Die Anfechtungsklage ist zulässig und begründet.
Weiterführende Hinweise
Im Original-Fall hat das Bundesverwaltungsgericht den Fall an das OVG zur Aufklärung des Sachverhalts an das OVG zurückverwiesen. Zumindest im ersten Examen können Sie davon ausgehen, dass der Sachverhalt ausreichend klar formuliert ist, um zu entscheiden, ob das Verkehrszeichen wirksam bekannt gegeben wurde oder nicht.
Der Fall zeigt, dass der Variantenreichtum möglicher Abschleppfälle groß ist.
Eine weitere typische Variante liegt darin, dass der PKW-Fahrer einen Zettel mit der Angabe seiner Handy-Nummer im Auto hinterlässt. Hier stellt sich die Frage, ob eine Abschleppmaßnahme dann erforderlich ist oder der Polizist/Ordnungsbeamte nicht als milderes Mittel den PKW-Fahrer anrufen müsste.
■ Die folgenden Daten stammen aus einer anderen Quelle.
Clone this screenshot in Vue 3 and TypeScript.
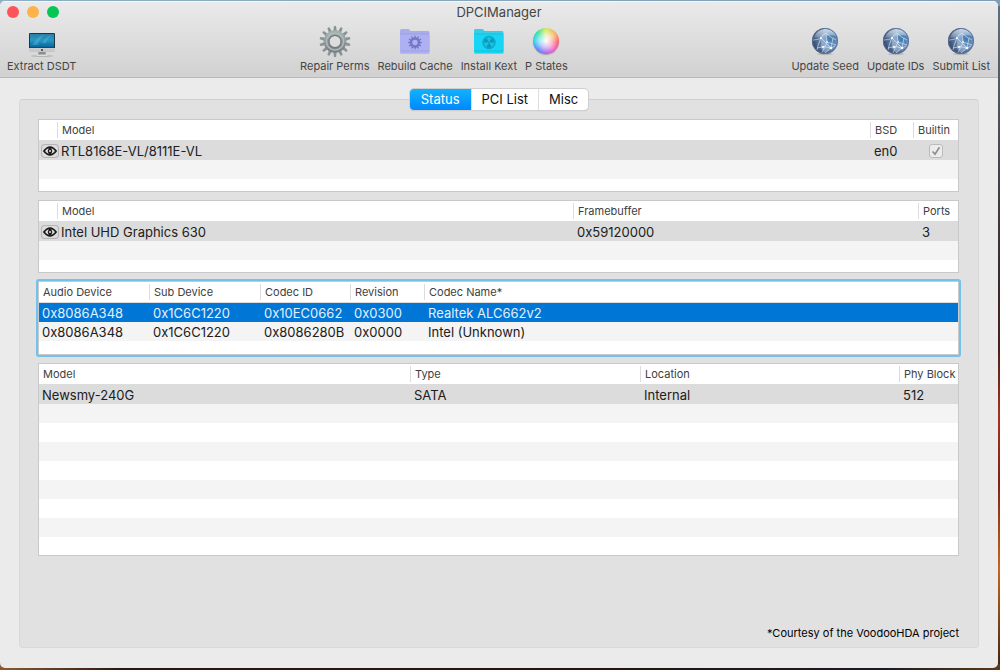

Die Rechtsprechung ist hier sehr streng: Grundsätzlich ist ein Abschleppen nicht erforderlich, wenn der Fahrer in der konkreten Situation nach den für den Polizeibeamten erkennbaren Umständen mit hoher Wahrscheinlichkeit ohne Schwierigkeiten oder Verzögerungen festgestellt und zur Beseitigung des verbotswidrig parkenden Autos veranlasst werden kann. Dazu muss sich der Fahrer aber erkennbar im Nahbereich des Fahrzeugs befinden. Weiter ist erforderlich, dass der Zettel individualisierbare Angaben enthält und nicht offensichtlich für eine Vielzahl von Fällen verbotswidrigen Parkens konzipiert wurde.